Murr Monday coming up
We are busily preparing for oral argument on Monday, March 20th, before the Supreme Court of the United States in Murr v. Wisconsin. We’ve had a series of moot courts and strategy sessions to make sure that the Court gets the best argument possible. For those not familiar with the case, the bottom line is that the Murr family acquired two adjacent but separately deeded parcels in the 1960s. They built a small cabin on one lot and saved the other as an investment, with every right to sell it or build another home on it. Now that the property has passed onto the children, the State says that because the land use laws have since downzoned the property, the second lot can no longer be sold or developed. But instead of paying for the taking, the State says that because the Murrs own another lot, they really haven’t lost anything and don’t deserve to be made whole.
Tax-lien foreclosure-for-profit scheme rehearing denied
The Sixth Circuit denied our request for rehearing in Wayside Church v. Van Buren. That’s the case where the county is foreclosing on the property of people with tax liens, but pocketing the entire sales price of the properties, making a windfall profit often many times the value of the actual tax lien (with interest and penalties). In the case of the Wayside Church, the County pocketed $206,000 for a lien of only $16,500. This case, and many others just like it in the same county and across the country, are direct takings of a lot of money from those least able to afford the losses. Our next stop is the Supreme Court of the United States.
Union trespass challenge continues
In Cedar Point Nursery v. Gould, PLF represents a California business that wants to make productive use of its land. In 2015, pursuant to regulations from the state’s Agricultural Labor Relations Board, union organizers entered our client’s property, and meandered around with bullhorns. Some workers left the property during an important harvest season. Others felt scared and intimidated. We sued, and the case is now before the Ninth Circuit. This week, we filed this reply brief in the 9th circuit.
Get your super-easy injunctions today in the Ninth Circuit!
To get a court to put an immediate stop to something — by ordering an injunction — the person seeking the stop has to prove a “likelihood of success on the merits.” No likelihood of success, no injunction. Except in the Ninth Circuit, which has lowered the standard in environmental cases. In the Ninth, environmentalists must raise only “serious questions” about the legality of an agency action. Seriously. Of course, the environmentalists claim to be serious about everything they do in court (no matter how devastating to everyone else) and they get a virtual free pass on injunctions. What’s more, the Ninth Circuit also, instead of requiring some sort of proof, assumes that there is always “irreparable harm” when claims are being made about an endangered species. In Cascadia Wildlands v. Scott Timber Company, we filed this friend of the court brief arguing that enough is enough — and that if an environmental activist wants to stop something, the activist has to make the same showing as everyone else. For more on this, see our blog post here.

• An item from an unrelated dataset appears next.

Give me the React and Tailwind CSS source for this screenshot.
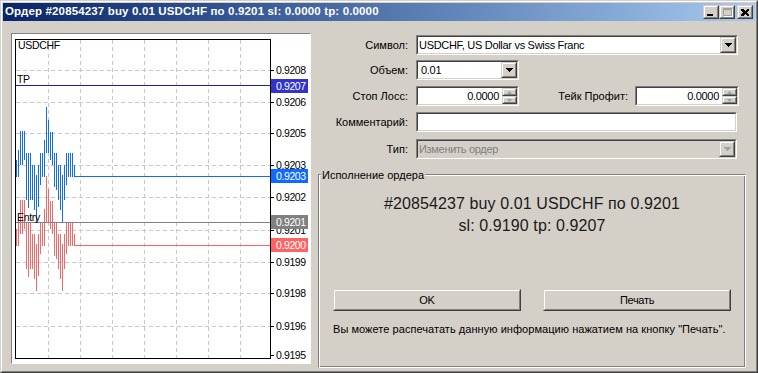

Is crony capitalism a public use?
Some folks seemed to have learned nothing from Kelo. Kelo was, of course, all about taking property from one private party to give to another better politically connected party. After the public erupted in dismay after that case, many states, including Louisiana, amended their state constitutions to halt these crony takings. Now comes along the St. Bernard Port District which is trying to take a small private port for the benefit of another more politically connected port. We filed this amicus brief asking the Louisiana Supreme Court to consider whether such a private crony transfer is “public use” as required by the state and federal constitutions in St. Bernard Port, Harbor & Terminal District v. Violet Dock Port, Inc., LLC.
Loss for rights in mining claims
We received this adverse decision in the amicus case Reoforce v. United States. The case involved an unpatented mining claim that was frustrated by a decade of regulatory actions. The mine owners filed a temporary taking lawsuit, which the Claims Court rejected on multiple grounds. PLF filed an amicus brief addressing two of those grounds: the rights inherent in an unpatented mining claim and the notion that people who buy regulated property cannot challenge the application of those regulations (an issue on which we won in Palazzolo.) The Federal Circuit today affirmed the decision to dismiss Reoforce’s temporary takings claim. The Court reached the merits without deciding whether ownership of an unpatented claim is a property right and without addressing the trial court’s refusal to follow Palazzolo.
Ninth Circuit declines to vacate Levin decision
After we won our challenge in Levin v. City and County of San
Francisco to the City’s imposition of massive fees on landlords who wish to stop leasing rental units, the City rescinded its ordinance and replaced with something less drastic (though probably still illegal.) The Ninth Circuit refused this week to vacate the favorable trial court decision.